Write the records below out in full, character for character, with no pictures.

═══ Supplied records ═══

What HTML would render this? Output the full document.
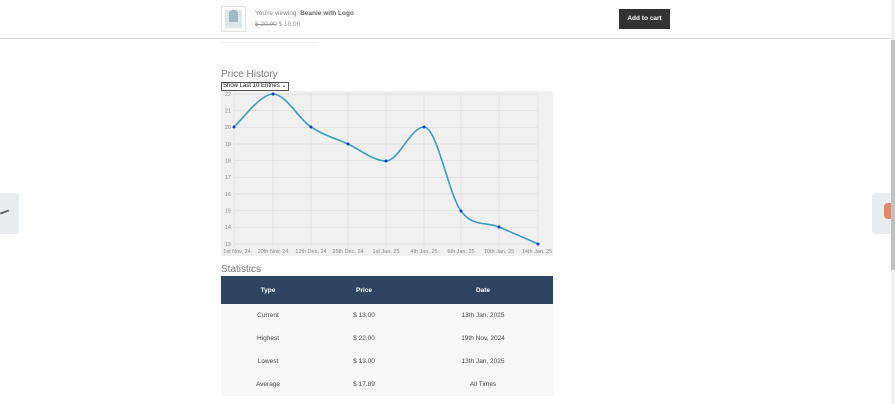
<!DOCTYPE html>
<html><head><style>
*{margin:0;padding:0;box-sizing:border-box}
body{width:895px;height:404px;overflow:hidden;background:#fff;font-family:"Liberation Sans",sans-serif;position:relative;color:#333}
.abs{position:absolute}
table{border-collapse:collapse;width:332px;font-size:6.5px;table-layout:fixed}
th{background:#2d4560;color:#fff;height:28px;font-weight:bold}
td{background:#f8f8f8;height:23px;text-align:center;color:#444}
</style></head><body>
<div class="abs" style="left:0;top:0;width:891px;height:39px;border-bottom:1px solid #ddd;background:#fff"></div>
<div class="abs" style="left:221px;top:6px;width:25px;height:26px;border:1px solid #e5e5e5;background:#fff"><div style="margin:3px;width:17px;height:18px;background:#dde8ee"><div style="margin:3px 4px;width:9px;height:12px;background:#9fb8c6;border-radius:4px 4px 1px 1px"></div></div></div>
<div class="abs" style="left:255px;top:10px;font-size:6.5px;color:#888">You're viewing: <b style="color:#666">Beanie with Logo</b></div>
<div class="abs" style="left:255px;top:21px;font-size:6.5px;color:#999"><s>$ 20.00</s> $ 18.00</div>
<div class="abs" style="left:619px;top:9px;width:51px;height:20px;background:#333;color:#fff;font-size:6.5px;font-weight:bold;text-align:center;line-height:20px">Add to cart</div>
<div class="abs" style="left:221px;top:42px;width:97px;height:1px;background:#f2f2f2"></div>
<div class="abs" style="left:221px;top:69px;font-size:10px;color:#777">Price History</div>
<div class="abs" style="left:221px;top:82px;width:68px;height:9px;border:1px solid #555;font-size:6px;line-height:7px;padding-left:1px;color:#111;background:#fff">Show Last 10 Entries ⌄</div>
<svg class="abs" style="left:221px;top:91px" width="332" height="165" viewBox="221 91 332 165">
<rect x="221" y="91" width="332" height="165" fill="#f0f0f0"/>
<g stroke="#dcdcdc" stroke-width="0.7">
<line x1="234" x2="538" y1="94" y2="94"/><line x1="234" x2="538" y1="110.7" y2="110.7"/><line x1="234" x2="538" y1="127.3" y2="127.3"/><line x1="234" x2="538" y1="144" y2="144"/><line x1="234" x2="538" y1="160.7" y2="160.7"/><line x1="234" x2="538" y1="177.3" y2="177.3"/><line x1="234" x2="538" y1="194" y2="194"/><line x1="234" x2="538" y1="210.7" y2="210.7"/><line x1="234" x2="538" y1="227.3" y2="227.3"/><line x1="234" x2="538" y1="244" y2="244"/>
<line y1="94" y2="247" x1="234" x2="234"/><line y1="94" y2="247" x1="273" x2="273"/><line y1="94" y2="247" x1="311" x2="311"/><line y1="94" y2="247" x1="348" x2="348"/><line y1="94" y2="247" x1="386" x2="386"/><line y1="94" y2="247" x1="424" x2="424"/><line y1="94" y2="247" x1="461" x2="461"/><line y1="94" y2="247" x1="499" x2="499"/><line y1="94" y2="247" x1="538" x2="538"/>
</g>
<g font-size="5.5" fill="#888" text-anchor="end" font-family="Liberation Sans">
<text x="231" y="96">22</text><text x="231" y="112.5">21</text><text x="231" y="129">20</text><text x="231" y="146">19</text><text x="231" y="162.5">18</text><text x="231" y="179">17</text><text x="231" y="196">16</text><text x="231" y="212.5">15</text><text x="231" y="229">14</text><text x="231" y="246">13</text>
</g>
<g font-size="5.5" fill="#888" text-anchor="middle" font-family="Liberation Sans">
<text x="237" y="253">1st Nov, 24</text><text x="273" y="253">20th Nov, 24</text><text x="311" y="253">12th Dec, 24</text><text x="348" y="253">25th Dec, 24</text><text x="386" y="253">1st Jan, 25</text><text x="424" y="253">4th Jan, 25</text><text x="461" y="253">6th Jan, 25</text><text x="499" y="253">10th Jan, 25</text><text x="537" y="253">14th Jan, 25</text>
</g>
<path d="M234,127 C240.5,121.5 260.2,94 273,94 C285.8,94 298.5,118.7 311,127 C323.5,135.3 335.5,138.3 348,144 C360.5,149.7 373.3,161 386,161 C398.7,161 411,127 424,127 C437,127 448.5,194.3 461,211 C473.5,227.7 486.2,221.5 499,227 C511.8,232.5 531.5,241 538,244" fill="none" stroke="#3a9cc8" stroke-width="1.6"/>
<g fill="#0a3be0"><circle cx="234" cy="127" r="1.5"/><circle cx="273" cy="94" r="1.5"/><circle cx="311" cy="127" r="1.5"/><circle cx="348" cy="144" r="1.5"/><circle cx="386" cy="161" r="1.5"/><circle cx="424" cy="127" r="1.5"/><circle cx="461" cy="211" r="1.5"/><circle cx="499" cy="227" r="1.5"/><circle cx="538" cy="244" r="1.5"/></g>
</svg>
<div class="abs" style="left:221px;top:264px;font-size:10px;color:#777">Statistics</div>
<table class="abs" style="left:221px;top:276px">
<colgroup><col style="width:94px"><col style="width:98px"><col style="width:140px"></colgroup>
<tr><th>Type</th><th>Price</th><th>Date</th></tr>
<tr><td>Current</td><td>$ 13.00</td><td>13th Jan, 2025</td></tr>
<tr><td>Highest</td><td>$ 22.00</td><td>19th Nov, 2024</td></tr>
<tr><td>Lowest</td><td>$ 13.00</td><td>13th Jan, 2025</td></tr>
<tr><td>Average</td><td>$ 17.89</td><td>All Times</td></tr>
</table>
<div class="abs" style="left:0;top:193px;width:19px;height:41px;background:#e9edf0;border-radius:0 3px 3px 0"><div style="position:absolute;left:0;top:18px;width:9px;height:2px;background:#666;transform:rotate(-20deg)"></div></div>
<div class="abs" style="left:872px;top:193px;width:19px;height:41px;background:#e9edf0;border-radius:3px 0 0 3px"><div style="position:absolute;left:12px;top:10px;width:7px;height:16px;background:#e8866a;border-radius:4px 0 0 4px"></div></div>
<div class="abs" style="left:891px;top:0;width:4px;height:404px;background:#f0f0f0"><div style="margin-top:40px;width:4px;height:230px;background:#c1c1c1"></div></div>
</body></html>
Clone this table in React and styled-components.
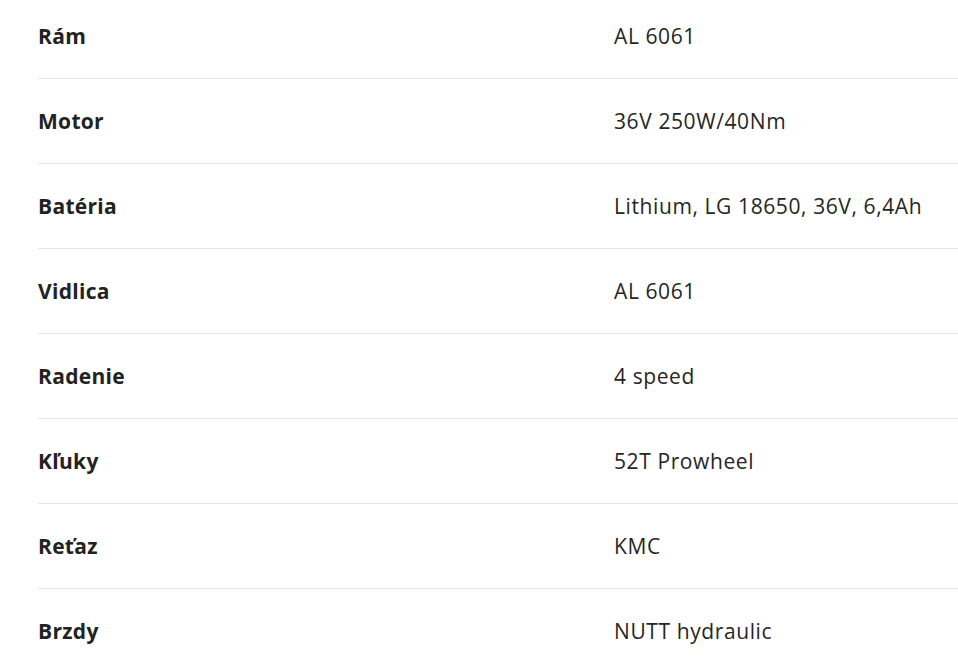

═══

▶ Complete response:
What HTML would render this? Output the full document.
<!DOCTYPE html>
<html><head><style>
*{margin:0;padding:0;box-sizing:border-box}
body{width:895px;height:404px;overflow:hidden;background:#fff;font-family:"Liberation Sans",sans-serif;position:relative;color:#333}
.abs{position:absolute}
table{border-collapse:collapse;width:332px;font-size:6.5px;table-layout:fixed}
th{background:#2d4560;color:#fff;height:28px;font-weight:bold}
td{background:#f8f8f8;height:23px;text-align:center;color:#444}
</style></head><body>
<div class="abs" style="left:0;top:0;width:891px;height:39px;border-bottom:1px solid #ddd;background:#fff"></div>
<div class="abs" style="left:221px;top:6px;width:25px;height:26px;border:1px solid #e5e5e5;background:#fff"><div style="margin:3px;width:17px;height:18px;background:#dde8ee"><div style="margin:3px 4px;width:9px;height:12px;background:#9fb8c6;border-radius:4px 4px 1px 1px"></div></div></div>
<div class="abs" style="left:255px;top:10px;font-size:6.5px;color:#888">You're viewing: <b style="color:#666">Beanie with Logo</b></div>
<div class="abs" style="left:255px;top:21px;font-size:6.5px;color:#999"><s>$ 20.00</s> $ 18.00</div>
<div class="abs" style="left:619px;top:9px;width:51px;height:20px;background:#333;color:#fff;font-size:6.5px;font-weight:bold;text-align:center;line-height:20px">Add to cart</div>
<div class="abs" style="left:221px;top:42px;width:97px;height:1px;background:#f2f2f2"></div>
<div class="abs" style="left:221px;top:69px;font-size:10px;color:#777">Price History</div>
<div class="abs" style="left:221px;top:82px;width:68px;height:9px;border:1px solid #555;font-size:6px;line-height:7px;padding-left:1px;color:#111;background:#fff">Show Last 10 Entries ⌄</div>
<svg class="abs" style="left:221px;top:91px" width="332" height="165" viewBox="221 91 332 165">
<rect x="221" y="91" width="332" height="165" fill="#f0f0f0"/>
<g stroke="#dcdcdc" stroke-width="0.7">
<line x1="234" x2="538" y1="94" y2="94"/><line x1="234" x2="538" y1="110.7" y2="110.7"/><line x1="234" x2="538" y1="127.3" y2="127.3"/><line x1="234" x2="538" y1="144" y2="144"/><line x1="234" x2="538" y1="160.7" y2="160.7"/><line x1="234" x2="538" y1="177.3" y2="177.3"/><line x1="234" x2="538" y1="194" y2="194"/><line x1="234" x2="538" y1="210.7" y2="210.7"/><line x1="234" x2="538" y1="227.3" y2="227.3"/><line x1="234" x2="538" y1="244" y2="244"/>
<line y1="94" y2="247" x1="234" x2="234"/><line y1="94" y2="247" x1="273" x2="273"/><line y1="94" y2="247" x1="311" x2="311"/><line y1="94" y2="247" x1="348" x2="348"/><line y1="94" y2="247" x1="386" x2="386"/><line y1="94" y2="247" x1="424" x2="424"/><line y1="94" y2="247" x1="461" x2="461"/><line y1="94" y2="247" x1="499" x2="499"/><line y1="94" y2="247" x1="538" x2="538"/>
</g>
<g font-size="5.5" fill="#888" text-anchor="end" font-family="Liberation Sans">
<text x="231" y="96">22</text><text x="231" y="112.5">21</text><text x="231" y="129">20</text><text x="231" y="146">19</text><text x="231" y="162.5">18</text><text x="231" y="179">17</text><text x="231" y="196">16</text><text x="231" y="212.5">15</text><text x="231" y="229">14</text><text x="231" y="246">13</text>
</g>
<g font-size="5.5" fill="#888" text-anchor="middle" font-family="Liberation Sans">
<text x="237" y="253">1st Nov, 24</text><text x="273" y="253">20th Nov, 24</text><text x="311" y="253">12th Dec, 24</text><text x="348" y="253">25th Dec, 24</text><text x="386" y="253">1st Jan, 25</text><text x="424" y="253">4th Jan, 25</text><text x="461" y="253">6th Jan, 25</text><text x="499" y="253">10th Jan, 25</text><text x="537" y="253">14th Jan, 25</text>
</g>
<path d="M234,127 C240.5,121.5 260.2,94 273,94 C285.8,94 298.5,118.7 311,127 C323.5,135.3 335.5,138.3 348,144 C360.5,149.7 373.3,161 386,161 C398.7,161 411,127 424,127 C437,127 448.5,194.3 461,211 C473.5,227.7 486.2,221.5 499,227 C511.8,232.5 531.5,241 538,244" fill="none" stroke="#3a9cc8" stroke-width="1.6"/>
<g fill="#0a3be0"><circle cx="234" cy="127" r="1.5"/><circle cx="273" cy="94" r="1.5"/><circle cx="311" cy="127" r="1.5"/><circle cx="348" cy="144" r="1.5"/><circle cx="386" cy="161" r="1.5"/><circle cx="424" cy="127" r="1.5"/><circle cx="461" cy="211" r="1.5"/><circle cx="499" cy="227" r="1.5"/><circle cx="538" cy="244" r="1.5"/></g>
</svg>
<div class="abs" style="left:221px;top:264px;font-size:10px;color:#777">Statistics</div>
<table class="abs" style="left:221px;top:276px">
<colgroup><col style="width:94px"><col style="width:98px"><col style="width:140px"></colgroup>
<tr><th>Type</th><th>Price</th><th>Date</th></tr>
<tr><td>Current</td><td>$ 13.00</td><td>13th Jan, 2025</td></tr>
<tr><td>Highest</td><td>$ 22.00</td><td>19th Nov, 2024</td></tr>
<tr><td>Lowest</td><td>$ 13.00</td><td>13th Jan, 2025</td></tr>
<tr><td>Average</td><td>$ 17.89</td><td>All Times</td></tr>
</table>
<div class="abs" style="left:0;top:193px;width:19px;height:41px;background:#e9edf0;border-radius:0 3px 3px 0"><div style="position:absolute;left:0;top:18px;width:9px;height:2px;background:#666;transform:rotate(-20deg)"></div></div>
<div class="abs" style="left:872px;top:193px;width:19px;height:41px;background:#e9edf0;border-radius:3px 0 0 3px"><div style="position:absolute;left:12px;top:10px;width:7px;height:16px;background:#e8866a;border-radius:4px 0 0 4px"></div></div>
<div class="abs" style="left:891px;top:0;width:4px;height:404px;background:#f0f0f0"><div style="margin-top:40px;width:4px;height:230px;background:#c1c1c1"></div></div>
</body></html>
Clone this table in React and styled-components.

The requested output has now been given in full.